Most people in the United States experience a huge wave of anxiety this evening, with the dreaded tax monster demanding his dinner tomorrow. For me this day has quite a different meaning. Partially, I suppose, because I’m ALWAYS late doing my taxes, but mostly because today is the birthday of my teacher and mentor, Ustad Ali Akbar Khan. I met Khansahib (as we call him) 40 years ago and began studying with him almost immediately thereafter. My first area of concentration was instrumental music, specifically the 25 stringed Sarod, but later my attention shifted to Indian vocal music. As an 18 year old new student I was fanatical in my practice schedule. However, I’m embarrassed to say that over the years, I’ve become a very inconsistent and totally undisciplined disciple, sometimes preferring John Lennon to Raga Yeman! But never once in all these years have I taken Khansahib or his teachings for granted. His unbelievable dedication to his students and to the great ocean of MUSIC has been breathtaking, and the amount of people he’s touched and influenced is beyond count. I really can’t imagine my life without having met and studied with this great man. If I could sum up in one sentence (which is actually impossible) what he’s given me, I’d have to say a deep reverence and awe for music, not just Indian music, but all music, as a way of life and as a way of touching the infinite. Music as spiritual salvation. Intonation as the mystical inner quest.

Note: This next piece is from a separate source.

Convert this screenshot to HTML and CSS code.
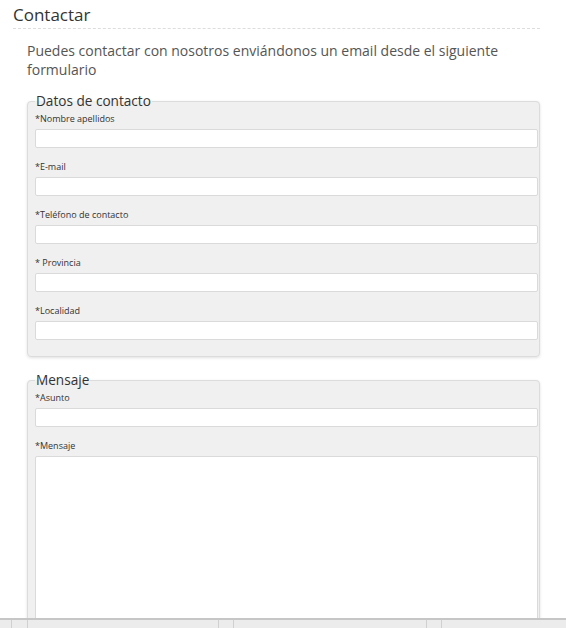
FILE: index.html
```html
<!DOCTYPE html>
<html lang="es">
<head>
<meta charset="utf-8">
<title>Contactar</title>
<link rel="stylesheet" href="styles.css">
</head>
<body>
<div class="page">
  <h1 class="title">Contactar</h1>
  <div class="content">
    <p class="intro">Puedes contactar con nosotros enviándonos un email desde el siguiente formulario</p>
    <form class="form">
      <fieldset class="box">
        <legend class="legend">Datos de contacto</legend>
        <div class="field">
          <label class="label">*Nombre apellidos</label>
          <input class="input" type="text">
        </div>
        <div class="field">
          <label class="label">*E-mail</label>
          <input class="input" type="text">
        </div>
        <div class="field">
          <label class="label">*Teléfono de contacto</label>
          <input class="input" type="text">
        </div>
        <div class="field">
          <label class="label">* Provincia</label>
          <input class="input" type="text">
        </div>
        <div class="field">
          <label class="label">*Localidad</label>
          <input class="input" type="text">
        </div>
      </fieldset>
      <fieldset class="box box-msg">
        <legend class="legend">Mensaje</legend>
        <div class="field">
          <label class="label">*Asunto</label>
          <input class="input" type="text">
        </div>
        <div class="field">
          <label class="label">*Mensaje</label>
          <textarea class="textarea"></textarea>
        </div>
      </fieldset>
    </form>
  </div>
</div>
<div class="bottombar">
  <span class="seg seg-a"></span>
  <span class="seg seg-b"></span>
  <span class="seg seg-c"></span>
  <span class="seg seg-d"></span>
  <span class="seg seg-e"></span>
  <span class="seg seg-f"></span>
  <span class="seg seg-g"></span>
</div>
</body>
</html>
```
FILE: styles.css
```css
html, body {
  margin: 0;
  padding: 0;
  background: #fff;
}
body {
  font-family: "Open Sans", "DejaVu Sans", sans-serif;
  color: #333;
  overflow: hidden;
  height: 628px;
}
.page {
  padding: 3px 26px 0 13px;
}
.title {
  margin: 0;
  font-size: 17px;
  font-weight: 400;
  line-height: 24px;
  color: #333;
  padding-bottom: 1px;
  border-bottom: 1px dashed #ddd;
}
.content {
  padding-left: 14px;
}
.intro {
  margin: 12px 0 0;
  font-size: 14px;
  line-height: 19px;
  color: #555;
}
.form {
  margin-top: 14px;
}
.box {
  margin: 0;
  padding: 3px 1px 16px 7px;
  border: 1px solid #dcdcdc;
  border-radius: 4px;
  background: #f0f0f0;
  box-shadow: 0 1px 3px rgba(0, 0, 0, 0.12);
  min-width: 0;
}
.box-msg {
  margin-top: 15px;
}
.legend {
  padding: 0 1px;
  font-size: 13.6px;
  line-height: 16px;
  color: #333;
}
.field {
  display: flex;
  flex-direction: column;
  margin-top: 12px;
}
.field:first-of-type {
  margin-top: 0;
}
.label {
  font-size: 9px;
  line-height: 12px;
  color: #333;
  padding-top: 1px;
  margin-bottom: 4px;
}
.input {
  box-sizing: border-box;
  height: 19px;
  width: 100%;
  margin: 0;
  border: 1px solid #dadada;
  border-radius: 2px;
  background: #fff;
  padding: 0 4px;
}
.textarea {
  box-sizing: border-box;
  display: block;
  height: 172px;
  width: 100%;
  margin: 0;
  border: 1px solid #dadada;
  border-radius: 2px;
  background: #fff;
  resize: none;
}
.bottombar {
  position: fixed;
  left: 0;
  right: 0;
  bottom: 0;
  height: 8px;
  display: flex;
  border-top: 2px solid #c6c6c6;
  background: #ececec;
}
.seg {
  height: 100%;
  box-sizing: border-box;
  border-right: 1px solid #d0d0d0;
}
.seg-a { width: 12px; }
.seg-b { width: 16px; }
.seg-c { width: 191px; }
.seg-d { width: 15px; }
.seg-e { width: 193px; }
.seg-f { width: 15px; }
.seg-g { flex: 1; border-right: 0; }
```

But Khansahib has also been a friend and mentor on many other levels. When both my parents died, one after the other, he guided me through some simple, ancient and somewhat humorous rituals to help me in my grieving process. When I had ‘girl problems’ he laughed and reminded me of what was important in life. And when I had a baby after so many years of not wanting one, he welcomed little Ezra Gopal into his vast musical family. There was even a time when I taught electric guitar (Jimi Hendrix!!!) to his son Alam.

All of this makes me feel rather bittersweet today because Khansahib is quite ill and weak and very sad as his life begins it’s final chapter.

I just wish I could give back to him one hundredth of what he’s given to me, to hug him and tell him how loved he is. And perhaps even to sing him a lullaby…. But in my heart I touch his feet again and again, and every time I pick up an instrument or open my voice to sing, I pray that I am honoring and loving him in the way he deserves.